### Exercise description
Pick out the lines containing "Convert".

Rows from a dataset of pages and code

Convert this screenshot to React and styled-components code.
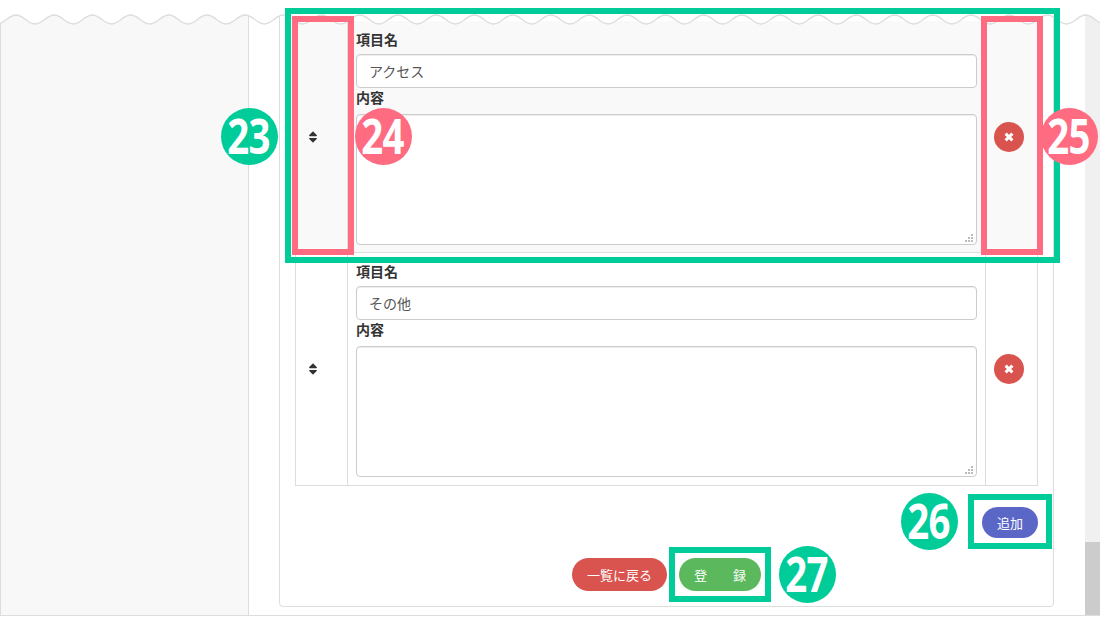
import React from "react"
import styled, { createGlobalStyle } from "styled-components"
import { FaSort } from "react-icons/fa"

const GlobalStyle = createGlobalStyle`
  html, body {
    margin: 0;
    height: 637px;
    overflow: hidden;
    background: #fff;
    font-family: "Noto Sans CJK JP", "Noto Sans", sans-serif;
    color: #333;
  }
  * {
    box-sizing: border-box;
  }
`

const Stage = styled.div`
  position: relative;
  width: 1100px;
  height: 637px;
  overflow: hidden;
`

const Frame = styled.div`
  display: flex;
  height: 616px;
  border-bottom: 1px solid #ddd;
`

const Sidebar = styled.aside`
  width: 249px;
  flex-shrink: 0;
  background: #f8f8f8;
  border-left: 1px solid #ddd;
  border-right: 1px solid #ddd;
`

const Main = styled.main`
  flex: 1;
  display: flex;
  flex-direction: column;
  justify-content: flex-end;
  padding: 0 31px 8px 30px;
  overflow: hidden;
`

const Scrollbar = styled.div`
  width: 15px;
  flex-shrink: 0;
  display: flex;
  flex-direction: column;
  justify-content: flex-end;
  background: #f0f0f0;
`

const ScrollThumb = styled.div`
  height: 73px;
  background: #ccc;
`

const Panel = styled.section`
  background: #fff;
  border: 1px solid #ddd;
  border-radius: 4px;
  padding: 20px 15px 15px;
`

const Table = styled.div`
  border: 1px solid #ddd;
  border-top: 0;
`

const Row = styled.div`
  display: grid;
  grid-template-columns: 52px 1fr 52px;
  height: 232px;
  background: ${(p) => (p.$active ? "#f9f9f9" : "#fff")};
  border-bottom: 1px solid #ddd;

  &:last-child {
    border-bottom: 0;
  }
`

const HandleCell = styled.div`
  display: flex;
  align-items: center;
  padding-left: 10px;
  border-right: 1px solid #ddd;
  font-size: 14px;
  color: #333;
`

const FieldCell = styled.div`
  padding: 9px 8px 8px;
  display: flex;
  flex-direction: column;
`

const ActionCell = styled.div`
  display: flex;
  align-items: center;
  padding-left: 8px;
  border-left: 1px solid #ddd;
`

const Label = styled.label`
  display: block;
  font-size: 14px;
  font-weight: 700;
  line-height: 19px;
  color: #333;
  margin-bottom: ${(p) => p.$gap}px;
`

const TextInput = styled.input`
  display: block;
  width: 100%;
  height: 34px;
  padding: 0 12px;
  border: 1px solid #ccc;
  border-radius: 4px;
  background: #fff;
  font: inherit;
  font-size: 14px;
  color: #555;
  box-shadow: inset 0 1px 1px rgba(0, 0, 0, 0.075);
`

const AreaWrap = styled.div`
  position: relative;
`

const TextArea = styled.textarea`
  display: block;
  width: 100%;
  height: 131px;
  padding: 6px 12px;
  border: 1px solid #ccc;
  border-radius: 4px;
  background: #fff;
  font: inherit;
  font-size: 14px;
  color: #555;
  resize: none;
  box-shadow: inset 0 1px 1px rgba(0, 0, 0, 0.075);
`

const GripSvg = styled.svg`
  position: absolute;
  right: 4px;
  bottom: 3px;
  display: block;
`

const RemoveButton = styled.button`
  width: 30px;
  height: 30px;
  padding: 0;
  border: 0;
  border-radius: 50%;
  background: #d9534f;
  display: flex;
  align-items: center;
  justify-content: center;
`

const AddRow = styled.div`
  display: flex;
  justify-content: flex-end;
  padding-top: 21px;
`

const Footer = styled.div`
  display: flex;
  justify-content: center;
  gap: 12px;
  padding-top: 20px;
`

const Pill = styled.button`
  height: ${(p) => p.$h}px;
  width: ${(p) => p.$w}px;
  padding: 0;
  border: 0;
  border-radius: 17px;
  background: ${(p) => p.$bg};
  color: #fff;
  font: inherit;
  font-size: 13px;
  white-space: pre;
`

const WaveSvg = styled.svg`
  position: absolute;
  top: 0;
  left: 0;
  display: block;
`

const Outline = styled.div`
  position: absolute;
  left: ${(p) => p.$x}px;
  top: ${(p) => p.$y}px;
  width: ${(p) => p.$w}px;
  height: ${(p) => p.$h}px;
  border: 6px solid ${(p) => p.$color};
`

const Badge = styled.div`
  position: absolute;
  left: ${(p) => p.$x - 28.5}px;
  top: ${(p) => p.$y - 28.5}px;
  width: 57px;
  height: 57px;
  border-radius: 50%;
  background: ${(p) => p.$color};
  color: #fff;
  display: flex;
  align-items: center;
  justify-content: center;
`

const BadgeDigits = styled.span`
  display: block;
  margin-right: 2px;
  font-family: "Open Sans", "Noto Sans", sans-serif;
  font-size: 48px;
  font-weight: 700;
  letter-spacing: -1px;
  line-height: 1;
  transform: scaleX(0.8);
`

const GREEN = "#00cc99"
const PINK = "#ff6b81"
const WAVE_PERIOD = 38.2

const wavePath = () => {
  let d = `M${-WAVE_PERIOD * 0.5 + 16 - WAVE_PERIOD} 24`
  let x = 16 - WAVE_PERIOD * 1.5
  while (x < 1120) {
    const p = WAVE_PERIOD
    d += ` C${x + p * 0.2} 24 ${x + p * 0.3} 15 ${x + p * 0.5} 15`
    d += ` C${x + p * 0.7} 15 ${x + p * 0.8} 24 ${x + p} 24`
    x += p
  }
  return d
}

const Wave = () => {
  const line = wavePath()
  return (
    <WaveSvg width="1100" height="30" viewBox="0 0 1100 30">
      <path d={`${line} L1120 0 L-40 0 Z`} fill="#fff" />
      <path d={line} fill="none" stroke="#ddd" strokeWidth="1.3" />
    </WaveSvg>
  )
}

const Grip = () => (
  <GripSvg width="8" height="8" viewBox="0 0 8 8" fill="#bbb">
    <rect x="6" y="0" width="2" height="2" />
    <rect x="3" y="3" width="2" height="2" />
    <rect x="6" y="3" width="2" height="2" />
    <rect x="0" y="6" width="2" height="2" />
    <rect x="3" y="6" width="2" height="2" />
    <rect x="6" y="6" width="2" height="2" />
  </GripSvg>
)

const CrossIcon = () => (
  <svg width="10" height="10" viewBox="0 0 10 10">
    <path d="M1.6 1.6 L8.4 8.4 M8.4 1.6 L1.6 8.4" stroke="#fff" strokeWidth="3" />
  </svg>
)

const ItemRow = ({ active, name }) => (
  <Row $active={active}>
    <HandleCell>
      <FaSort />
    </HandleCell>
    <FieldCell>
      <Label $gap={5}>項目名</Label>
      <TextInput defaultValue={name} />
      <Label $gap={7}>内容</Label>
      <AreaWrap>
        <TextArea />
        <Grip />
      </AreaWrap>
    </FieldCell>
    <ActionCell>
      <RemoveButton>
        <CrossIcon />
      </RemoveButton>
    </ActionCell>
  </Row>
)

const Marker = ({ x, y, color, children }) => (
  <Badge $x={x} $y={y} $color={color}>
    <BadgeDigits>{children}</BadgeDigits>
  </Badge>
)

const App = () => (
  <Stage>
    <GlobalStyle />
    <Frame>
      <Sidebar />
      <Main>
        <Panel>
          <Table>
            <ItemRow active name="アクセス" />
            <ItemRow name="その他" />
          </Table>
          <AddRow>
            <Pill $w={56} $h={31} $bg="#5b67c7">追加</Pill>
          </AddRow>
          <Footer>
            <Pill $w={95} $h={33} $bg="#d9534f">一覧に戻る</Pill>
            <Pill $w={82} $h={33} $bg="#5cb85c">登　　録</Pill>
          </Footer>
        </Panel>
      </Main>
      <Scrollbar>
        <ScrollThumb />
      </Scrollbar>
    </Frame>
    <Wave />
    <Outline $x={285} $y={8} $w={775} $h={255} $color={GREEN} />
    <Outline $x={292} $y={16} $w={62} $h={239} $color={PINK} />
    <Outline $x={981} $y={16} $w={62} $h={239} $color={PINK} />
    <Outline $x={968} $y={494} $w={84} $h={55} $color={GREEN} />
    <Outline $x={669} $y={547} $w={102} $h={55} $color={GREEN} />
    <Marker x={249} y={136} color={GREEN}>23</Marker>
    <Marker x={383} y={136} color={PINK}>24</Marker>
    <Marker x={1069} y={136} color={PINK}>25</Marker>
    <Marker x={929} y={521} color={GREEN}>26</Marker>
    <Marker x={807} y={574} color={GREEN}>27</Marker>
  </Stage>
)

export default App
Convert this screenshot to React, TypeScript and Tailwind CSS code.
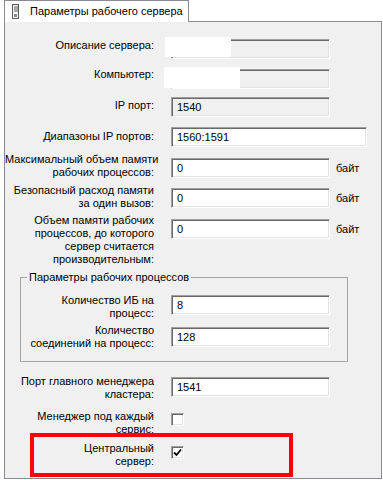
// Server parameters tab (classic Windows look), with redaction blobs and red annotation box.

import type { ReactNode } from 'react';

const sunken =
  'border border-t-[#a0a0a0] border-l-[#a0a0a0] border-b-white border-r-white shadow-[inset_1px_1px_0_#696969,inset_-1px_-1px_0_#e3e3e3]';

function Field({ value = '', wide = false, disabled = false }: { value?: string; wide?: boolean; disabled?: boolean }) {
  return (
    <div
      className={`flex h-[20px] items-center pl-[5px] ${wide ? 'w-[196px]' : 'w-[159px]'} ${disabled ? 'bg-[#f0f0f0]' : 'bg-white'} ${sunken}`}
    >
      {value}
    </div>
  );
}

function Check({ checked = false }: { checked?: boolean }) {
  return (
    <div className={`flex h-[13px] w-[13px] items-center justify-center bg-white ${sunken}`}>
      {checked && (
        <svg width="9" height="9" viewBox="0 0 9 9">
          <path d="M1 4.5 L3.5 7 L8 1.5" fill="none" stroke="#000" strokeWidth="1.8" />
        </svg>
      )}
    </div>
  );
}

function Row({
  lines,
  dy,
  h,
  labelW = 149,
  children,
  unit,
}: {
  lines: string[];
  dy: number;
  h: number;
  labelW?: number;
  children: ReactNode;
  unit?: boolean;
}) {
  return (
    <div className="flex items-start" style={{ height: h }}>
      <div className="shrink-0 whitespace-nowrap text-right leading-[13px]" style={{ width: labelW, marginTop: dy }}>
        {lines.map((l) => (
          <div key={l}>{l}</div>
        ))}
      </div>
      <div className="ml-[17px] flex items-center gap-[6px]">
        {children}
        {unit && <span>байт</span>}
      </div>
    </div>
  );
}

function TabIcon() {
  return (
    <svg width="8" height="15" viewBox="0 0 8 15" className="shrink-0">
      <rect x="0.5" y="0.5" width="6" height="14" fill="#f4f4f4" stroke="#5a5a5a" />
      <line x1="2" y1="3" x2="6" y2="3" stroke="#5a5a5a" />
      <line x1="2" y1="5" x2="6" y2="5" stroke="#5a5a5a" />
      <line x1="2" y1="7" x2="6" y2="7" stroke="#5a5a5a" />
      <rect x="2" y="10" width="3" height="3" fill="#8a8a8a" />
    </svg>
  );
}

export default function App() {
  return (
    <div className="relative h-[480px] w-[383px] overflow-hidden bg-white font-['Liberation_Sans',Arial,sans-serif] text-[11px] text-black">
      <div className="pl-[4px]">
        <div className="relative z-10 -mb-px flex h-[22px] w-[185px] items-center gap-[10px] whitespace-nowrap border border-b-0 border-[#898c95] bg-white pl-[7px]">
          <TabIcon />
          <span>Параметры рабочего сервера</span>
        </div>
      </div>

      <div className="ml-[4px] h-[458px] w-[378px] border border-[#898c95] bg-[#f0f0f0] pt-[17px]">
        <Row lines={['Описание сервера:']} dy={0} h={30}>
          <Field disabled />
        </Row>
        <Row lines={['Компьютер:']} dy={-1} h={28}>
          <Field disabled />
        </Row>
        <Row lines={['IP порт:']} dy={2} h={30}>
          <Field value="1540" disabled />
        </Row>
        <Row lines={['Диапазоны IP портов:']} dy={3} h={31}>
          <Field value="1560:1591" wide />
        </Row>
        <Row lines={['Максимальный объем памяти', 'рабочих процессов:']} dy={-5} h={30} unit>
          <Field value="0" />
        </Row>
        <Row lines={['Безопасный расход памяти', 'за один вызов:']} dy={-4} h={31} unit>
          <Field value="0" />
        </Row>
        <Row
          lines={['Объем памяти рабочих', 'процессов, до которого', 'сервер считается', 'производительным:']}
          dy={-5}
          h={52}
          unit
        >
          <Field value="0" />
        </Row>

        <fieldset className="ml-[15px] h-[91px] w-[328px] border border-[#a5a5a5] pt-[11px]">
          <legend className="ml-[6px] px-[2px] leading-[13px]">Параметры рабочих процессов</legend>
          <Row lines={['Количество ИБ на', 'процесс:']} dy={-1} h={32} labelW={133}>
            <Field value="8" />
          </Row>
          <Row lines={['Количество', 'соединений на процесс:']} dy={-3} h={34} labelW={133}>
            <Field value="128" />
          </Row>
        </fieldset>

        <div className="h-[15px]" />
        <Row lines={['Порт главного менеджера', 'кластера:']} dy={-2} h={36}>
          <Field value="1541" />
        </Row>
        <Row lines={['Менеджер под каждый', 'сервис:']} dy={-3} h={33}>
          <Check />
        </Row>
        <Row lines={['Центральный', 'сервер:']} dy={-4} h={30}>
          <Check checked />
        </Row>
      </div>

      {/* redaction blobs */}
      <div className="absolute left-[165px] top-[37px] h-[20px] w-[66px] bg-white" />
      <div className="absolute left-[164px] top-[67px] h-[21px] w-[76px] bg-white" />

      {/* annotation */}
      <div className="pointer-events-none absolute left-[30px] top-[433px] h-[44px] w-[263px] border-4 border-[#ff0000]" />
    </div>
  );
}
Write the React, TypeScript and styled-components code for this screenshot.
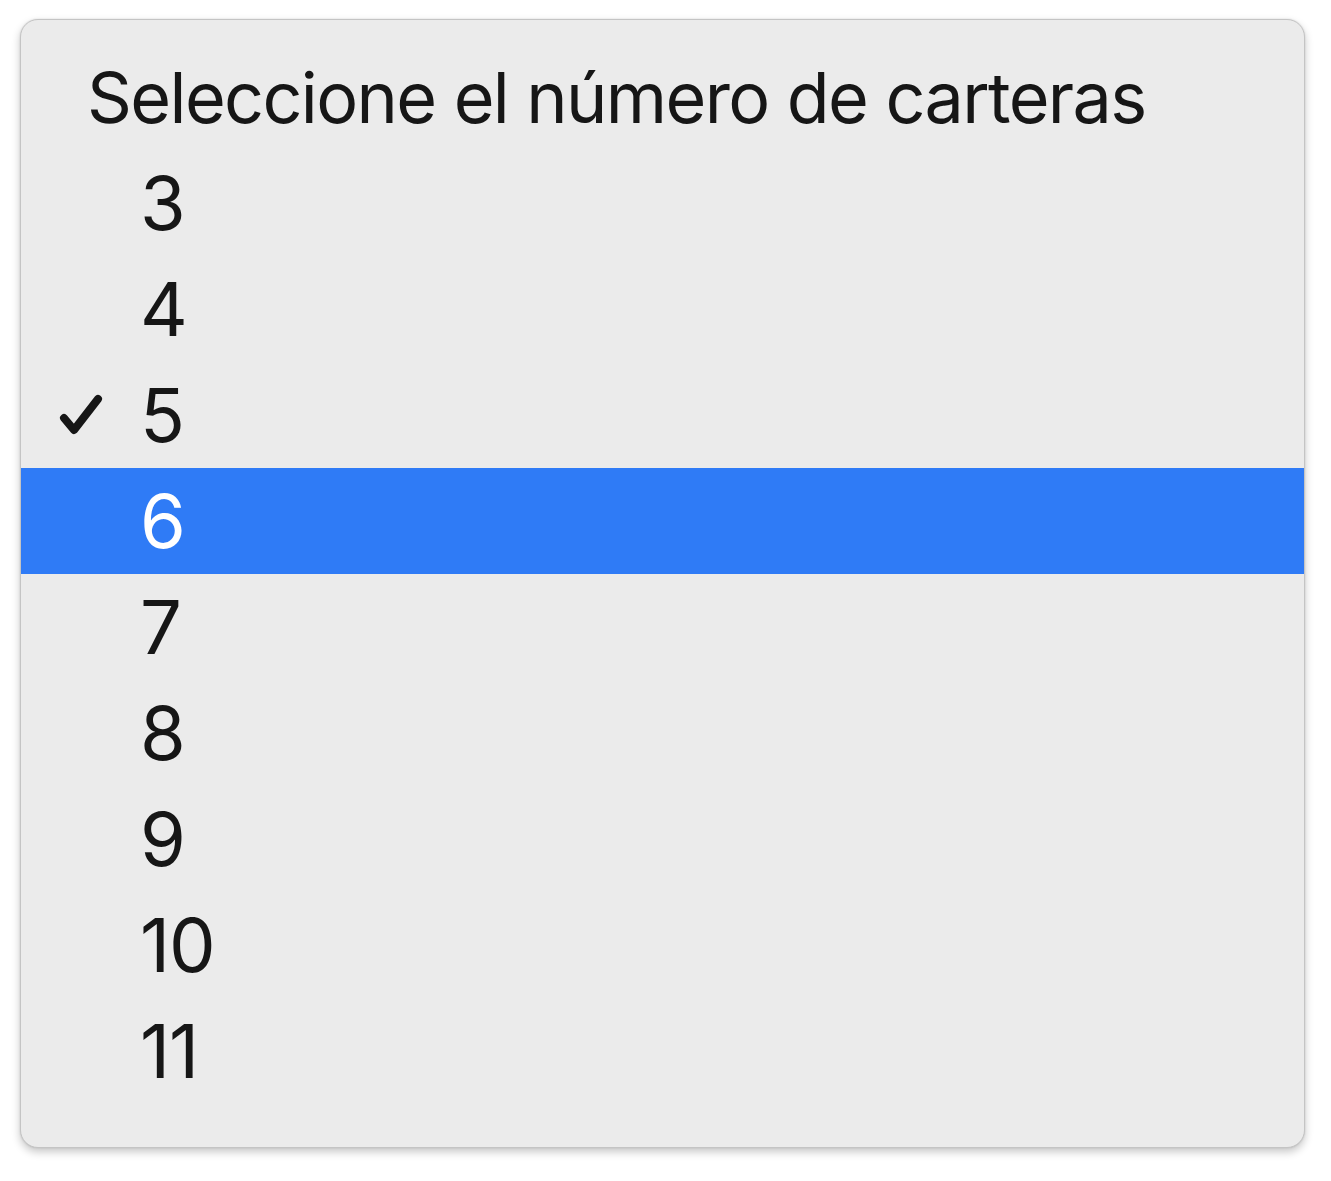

### Problem solution
Convert this screenshot to React and styled-components code.
Convert this screenshot to React, TypeScript and Tailwind CSS code.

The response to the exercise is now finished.